Since the Raspberry PI4 should be able to deliver a few Watts on the USB ports I checked the power consumption of the network adapter. Surprisingly it already consumed 3 Watts after just hooking it up. The whole set-up pulled in over 12 Watts while attempting to write to the SSD through the network connection. Of course this does not include any short spikes in power usage which might not be shown by the rather cheap power meter I used. Although the 12 Watts are theoretically still below the limit of what the official PI4 power supply can deliver, I believe that I either didn’t see the short spikes on the power meter or the PI4 might not be able to pass through enough power to the USB ports.


Considering 2.5G-Ethernet when buying new infrastructure is definitely a good idea. The standard will in my opinion become mainstream over the next years, since the power usage is acceptable, cheap controllers are available and existing Ethernet cables can be reused (CAT5e or better).

The few limitations found while creating the benchmarks will likely become less of an issue with 2.5G being more tightly integrated. Nevertheless it might be interesting information to consider when buying an adapter. Choosing a PCIe based adapter card might be a better option over yet another USB dongle.
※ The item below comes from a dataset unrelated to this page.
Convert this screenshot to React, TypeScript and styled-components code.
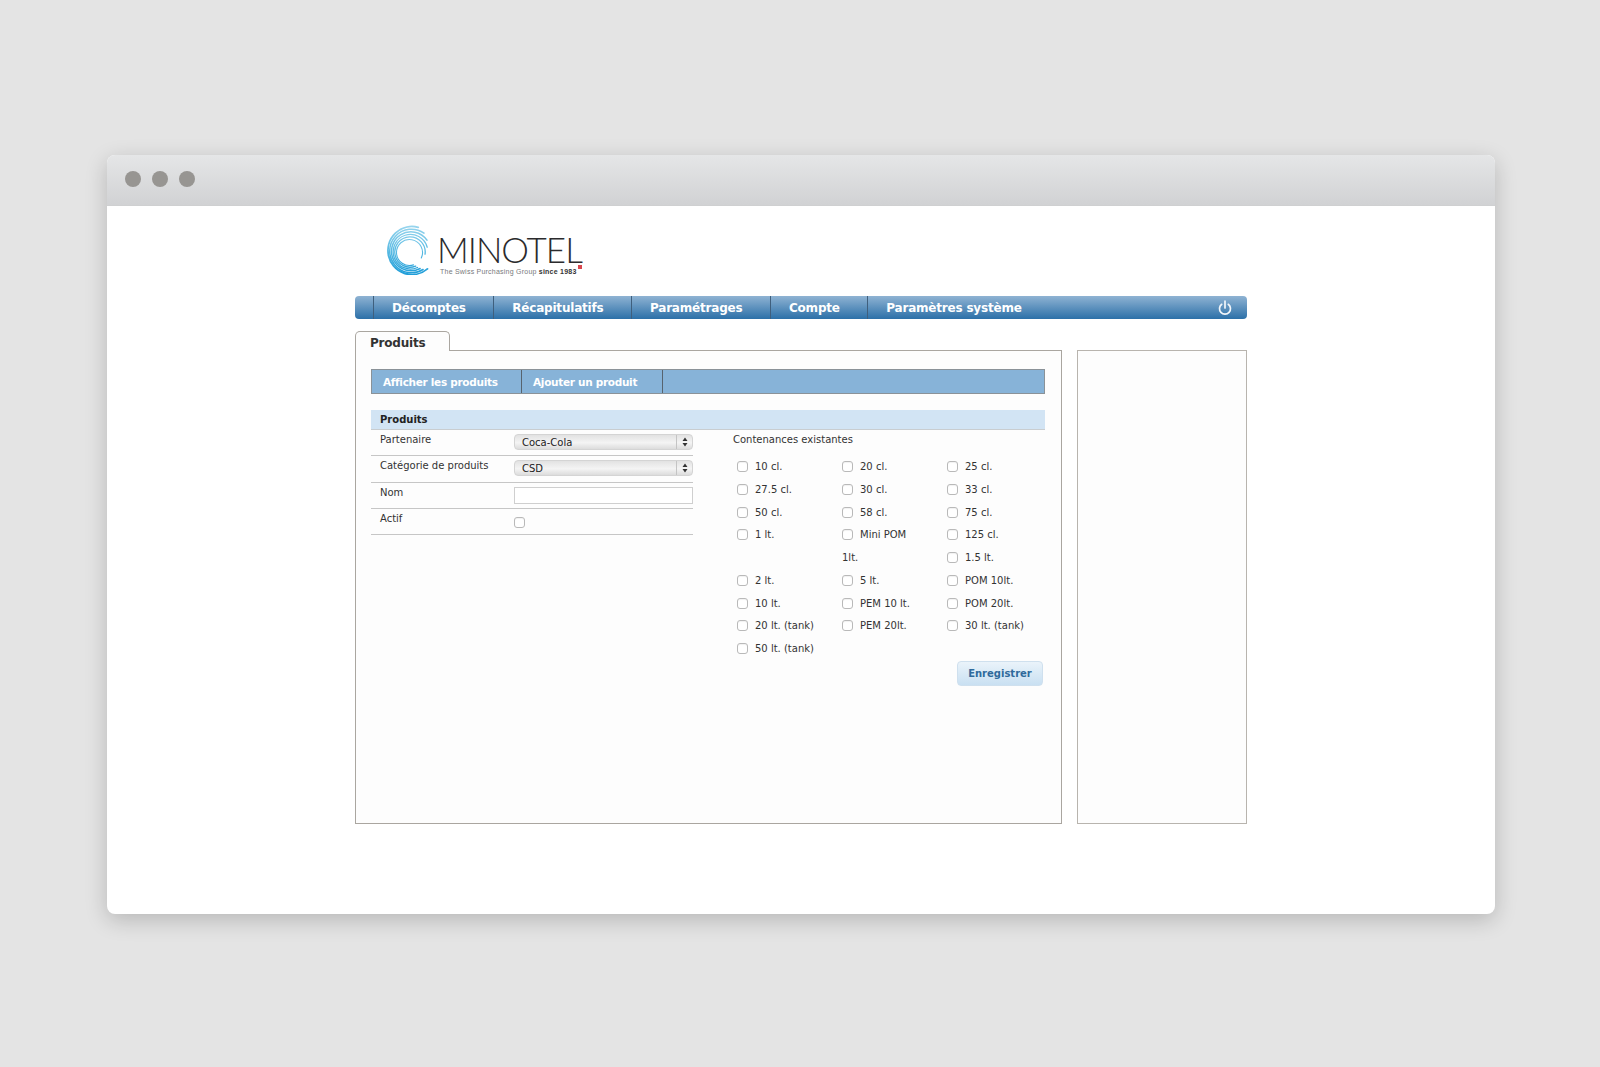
import { FunctionComponent } from "react"
import styled, { createGlobalStyle } from "styled-components"

const GlobalStyle = createGlobalStyle`
  html, body {
    margin: 0;
    padding: 0;
    background-color: #e4e4e4;
    font-family: "DejaVu Sans", "Liberation Sans", sans-serif;
    color: #333;
  }
`

const Stage = styled.div`
  width: 1600px;
  height: 1067px;
  padding: 155px 0 0 107px;
  box-sizing: border-box;
  overflow: hidden;
`

const BrowserWindow = styled.div`
  width: 1388px;
  height: 759px;
  background-color: #fff;
  border-radius: 8px;
  box-shadow: 0 6px 22px rgba(0, 0, 0, 0.2);
  overflow: hidden;
`

const TitleBar = styled.div`
  height: 51px;
  box-sizing: border-box;
  display: flex;
  align-items: center;
  gap: 11px;
  padding: 0 0 2px 18px;
  background: linear-gradient(#e5e6e7, #d1d2d4);
  border-bottom: 1px solid #cfd0d1;
`

const Dot = styled.span`
  width: 16px;
  height: 16px;
  border-radius: 50%;
  background-color: #979592;
`

const Page = styled.div`
  width: 892px;
  margin-left: 248px;
`

const Header = styled.div`
  height: 90px;
  box-sizing: border-box;
  padding: 19px 0 0 31px;
  display: flex;
  gap: 7px;
`

const LogoText = styled.div`
  display: flex;
  flex-direction: column;
  padding-top: 9px;
`

const LogoName = styled.div`
  font-family: Lato, "Liberation Sans", sans-serif;
  font-weight: 300;
  font-size: 35px;
  line-height: 30px;
  letter-spacing: -1px;
  color: #2b2b2d;
`

const LogoTag = styled.div`
  display: flex;
  align-items: flex-start;
  font-family: "Liberation Sans", sans-serif;
  font-size: 7px;
  line-height: 9px;
  margin: 3px 0 0 3px;
  letter-spacing: 0.23px;
  white-space: pre;
  color: #77797c;

  b {
    color: #333;
  }
`

const RedSquare = styled.i`
  width: 4px;
  height: 4px;
  margin: -2px 0 0 1px;
  background-color: #d9464f;
`

const MainNav = styled.nav`
  height: 23px;
  display: flex;
  align-items: stretch;
  padding-left: 18px;
  border-radius: 4px;
  background: linear-gradient(#8fb3d3, #2c70a8);
`

const MainNavItem = styled.a`
  display: flex;
  align-items: center;
  padding: 0 27.5px 0 18px;
  border-left: 1px solid #3f5f7d;
  color: #fff;
  font-size: 12px;
  letter-spacing: -0.2px;
  font-weight: 700;
  white-space: nowrap;

  &:last-of-type {
    border-left: 1px solid #3f5f7d;
  }
`

const PowerButton = styled.span`
  margin-left: auto;
  margin-right: 15px;
  display: flex;
  align-items: center;
`

const TabStrip = styled.div`
  height: 31px;
  display: flex;
  align-items: flex-end;
`

const Tab = styled.div`
  width: 95px;
  height: 20px;
  box-sizing: border-box;
  padding: 3px 0 0 14px;
  margin-bottom: -1px;
  position: relative;
  background-color: #fdfdfd;
  border: 1px solid #aaa6a0;
  border-bottom: 0;
  border-radius: 5px 5px 0 0;
  font-size: 12px;
  letter-spacing: -0.2px;
  font-weight: 700;
  line-height: 17px;
`

const Panels = styled.div`
  display: flex;
  gap: 15px;
  height: 474px;
`

const MainPanel = styled.section`
  width: 707px;
  box-sizing: border-box;
  padding: 18px 16px 18px 15px;
  background-color: #fdfdfd;
  border: 1px solid #aaa6a0;
`

const SidePanel = styled.aside`
  width: 170px;
  box-sizing: border-box;
  background-color: #fdfdfd;
  border: 1px solid #b8b4ae;
`

const SubNav = styled.div`
  height: 25px;
  box-sizing: border-box;
  display: flex;
  background-color: #87b3d8;
  border: 1px solid #8a9298;
`

const SubNavItem = styled.a<{ $width: number }>`
  width: ${(p) => p.$width}px;
  box-sizing: border-box;
  padding-left: 11px;
  border-right: 1px solid #57636e;
  color: #fff;
  font-size: 10.5px;
  letter-spacing: -0.3px;
  font-weight: 700;
  line-height: 24px;
  white-space: nowrap;
`

const SectionTitle = styled.h2`
  margin: 16px 0 0;
  height: 20px;
  box-sizing: border-box;
  padding-left: 9px;
  background-color: #d2e4f4;
  border-bottom: 1px solid #c9cdd0;
  font-size: 10px;
  font-weight: 700;
  line-height: 19px;
  color: #222;
`

const FormColumns = styled.div`
  display: flex;
  gap: 40px;
`

const FieldList = styled.div`
  width: 322px;
  flex: none;
`

const FieldRow = styled.div`
  height: 26.3px;
  box-sizing: border-box;
  padding-top: 4px;
  display: grid;
  grid-template-columns: 143px 1fr;
  border-bottom: 1px solid #c6c6c6;
`

const FieldLabel = styled.label`
  padding-left: 9px;
  font-size: 10px;
  line-height: 11px;
`

const SelectBox = styled.div`
  height: 16px;
  box-sizing: border-box;
  display: flex;
  align-items: center;
  justify-content: space-between;
  padding-left: 7px;
  border-radius: 4px;
  background: linear-gradient(#e2e2e2, #f4f4f4 55%, #dcdcdc);
  border: 1px solid #d4d4d4;
  font-size: 10px;
  color: #222;
`

const SelectArrows = styled.span`
  width: 15px;
  height: 100%;
  display: flex;
  align-items: center;
  justify-content: center;
  border-left: 1px solid #c4c4c4;
`

const TextInput = styled.input`
  height: 17px;
  width: 100%;
  box-sizing: border-box;
  padding: 0;
  background-color: #fff;
  border: 1px solid #cfcfcf;
  outline: 0;
`

const CheckBox = styled.input.attrs({ type: "checkbox" })`
  appearance: none;
  width: 11px;
  height: 11px;
  margin: 0;
  background-color: #fff;
  border: 1px solid #b9b9b9;
  border-radius: 3px;
  box-shadow: inset 0 1px 1px rgba(0, 0, 0, 0.06);
`

const ActiveCheck = styled(CheckBox)`
  margin-top: 3px;
`

const Capacities = styled.div`
  flex: 1;
  min-width: 0;
  padding-top: 3px;
`

const CapacitiesTitle = styled.div`
  font-size: 10px;
  line-height: 13px;
`

const CapacityGrid = styled.div`
  display: grid;
  grid-template-columns: 105px 105px 1fr;
  grid-auto-rows: 22.75px;
  margin: 10px 0 0 4px;
`

const CapacityItem = styled.label<{ $tall?: boolean; $column?: number }>`
  font-size: 10px;
  line-height: 22.75px;
  white-space: nowrap;
  ${(p) => (p.$tall ? "grid-row: span 2;" : "")}
  ${(p) => (p.$column ? `grid-column: ${p.$column};` : "")}

  input {
    vertical-align: -2px;
    margin-right: 7px;
  }
`

const FormActions = styled.div`
  display: flex;
  justify-content: flex-end;
  padding: 0 2px 0 0;
`

const SaveButton = styled.button`
  width: 86px;
  height: 25px;
  padding: 0;
  border-radius: 4px;
  border: 1px solid #cfe0ee;
  background: linear-gradient(#eaf3fa, #c9e0f2);
  color: #2f6a9c;
  font-family: inherit;
  font-size: 10px;
  font-weight: 700;
`

const topLinks = ["Décomptes", "Récapitulatifs", "Paramétrages", "Compte", "Paramètres système"]

const capacities: { name: string; second?: string; column?: number }[] = [
  { name: "10 cl." },
  { name: "20 cl." },
  { name: "25 cl." },
  { name: "27.5 cl." },
  { name: "30 cl." },
  { name: "33 cl." },
  { name: "50 cl." },
  { name: "58 cl." },
  { name: "75 cl." },
  { name: "1 lt." },
  { name: "Mini POM", second: "1lt." },
  { name: "125 cl." },
  { name: "1.5 lt.", column: 3 },
  { name: "2 lt." },
  { name: "5 lt." },
  { name: "POM 10lt." },
  { name: "10 lt." },
  { name: "PEM 10 lt." },
  { name: "POM 20lt." },
  { name: "20 lt. (tank)" },
  { name: "PEM 20lt." },
  { name: "30 lt. (tank)" },
  { name: "50 lt. (tank)" },
]

// [radius, centre x, centre y, start angle, end angle, stroke]
const swirlArcs = [
  [24, 26, 25.5, 50, 285, 1.9],
  [21.8, 25.5, 26, 58, 305, 1.5],
  [19.5, 25, 26.3, 62, 325, 1.5],
  [17.3, 24.5, 26.7, 66, 345, 1.3],
  [15.2, 24, 27, 68, 368, 1.3],
  [13, 23.5, 27.5, 72, 385, 1.1],
]

const arcPath = (r: number, cx: number, cy: number, from: number, to: number) => {
  const point = (deg: number) => {
    const a = (deg * Math.PI) / 180
    return `${(cx + r * Math.cos(a)).toFixed(2)} ${(cy + r * Math.sin(a)).toFixed(2)}`
  }
  return `M${point(from)}A${r} ${r} 0 ${to - from > 180 ? 1 : 0} 1 ${point(to)}`
}

const Swirl: FunctionComponent = () => (
  <svg width="44" height="50" viewBox="0 0 44 50" fill="none" strokeLinecap="round">
    <defs>
      <linearGradient id="swirlBlue" gradientUnits="userSpaceOnUse" x1="0" y1="0" x2="0" y2="50">
        <stop offset="0" stopColor="#9ad6ee" />
        <stop offset="0.5" stopColor="#5bbbe3" />
        <stop offset="1" stopColor="#1f9dd8" />
      </linearGradient>
    </defs>
    {swirlArcs.map(([r, cx, cy, from, to, w]) => (
      <path key={r} d={arcPath(r, cx, cy, from, to)} stroke="url(#swirlBlue)" strokeWidth={w} />
    ))}
  </svg>
)

const PowerGlyph: FunctionComponent = () => (
  <svg width="14" height="16" viewBox="0 0 14 16" fill="none" stroke="#f2f6fa" strokeWidth="1.7" strokeLinecap="round">
    <path d="M7 1v7" />
    <path d="M3.700 4.300a5.500 5.500 0 1 0 6.600 0" />
  </svg>
)

const UpDownArrows: FunctionComponent = () => (
  <svg width="6" height="10" viewBox="0 0 6 10" fill="#333">
    <path d="M3 0.500 5.500 4H.5zM3 9.500.5 6h5z" />
  </svg>
)

const App: FunctionComponent = () => {
  return (
    <Stage>
      <GlobalStyle />
      <BrowserWindow>
        <TitleBar>
          <Dot />
          <Dot />
          <Dot />
        </TitleBar>
        <Page>
          <Header>
            <Swirl />
            <LogoText>
              <LogoName>MINOTEL</LogoName>
              <LogoTag>
                The Swiss Purchasing Group <b>since 1983</b>
                <RedSquare />
              </LogoTag>
            </LogoText>
          </Header>
          <MainNav>
            {topLinks.map((link) => (
              <MainNavItem key={link}>{link}</MainNavItem>
            ))}
            <PowerButton>
              <PowerGlyph />
            </PowerButton>
          </MainNav>
          <TabStrip>
            <Tab>Produits</Tab>
          </TabStrip>
          <Panels>
            <MainPanel>
              <SubNav>
                <SubNavItem $width={150}>Afficher les produits</SubNavItem>
                <SubNavItem $width={141}>Ajouter un produit</SubNavItem>
              </SubNav>
              <SectionTitle>Produits</SectionTitle>
              <FormColumns>
                <FieldList>
                  <FieldRow>
                    <FieldLabel>Partenaire</FieldLabel>
                    <SelectBox>
                      Coca-Cola
                      <SelectArrows>
                        <UpDownArrows />
                      </SelectArrows>
                    </SelectBox>
                  </FieldRow>
                  <FieldRow>
                    <FieldLabel>Catégorie de produits</FieldLabel>
                    <SelectBox>
                      CSD
                      <SelectArrows>
                        <UpDownArrows />
                      </SelectArrows>
                    </SelectBox>
                  </FieldRow>
                  <FieldRow>
                    <FieldLabel>Nom</FieldLabel>
                    <TextInput />
                  </FieldRow>
                  <FieldRow>
                    <FieldLabel>Actif</FieldLabel>
                    <div>
                      <ActiveCheck />
                    </div>
                  </FieldRow>
                </FieldList>
                <Capacities>
                  <CapacitiesTitle>Contenances existantes</CapacitiesTitle>
                  <CapacityGrid>
                    {capacities.map((c) => (
                      <CapacityItem key={c.name} $tall={!!c.second} $column={c.column}>
                        <CheckBox />
                        {c.name}
                        {c.second && <br />}
                        {c.second}
                      </CapacityItem>
                    ))}
                  </CapacityGrid>
                  <FormActions>
                    <SaveButton>Enregistrer</SaveButton>
                  </FormActions>
                </Capacities>
              </FormColumns>
            </MainPanel>
            <SidePanel />
          </Panels>
        </Page>
      </BrowserWindow>
    </Stage>
  )
}

export default App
The Raspberry PI4 is as amazing as it always has been. It simply has a few limitations and today it showed some of those. Realistically in many uses cases where the RPI4 is used, 1G-Ethernet will be more than good enough. If faster network is required, having a look at the ODROID H2+ might be an option. Both it’s network ports are powered by the Realtek RTL8125B, the same controller used on the Gigabyte B550 Aorus Pro.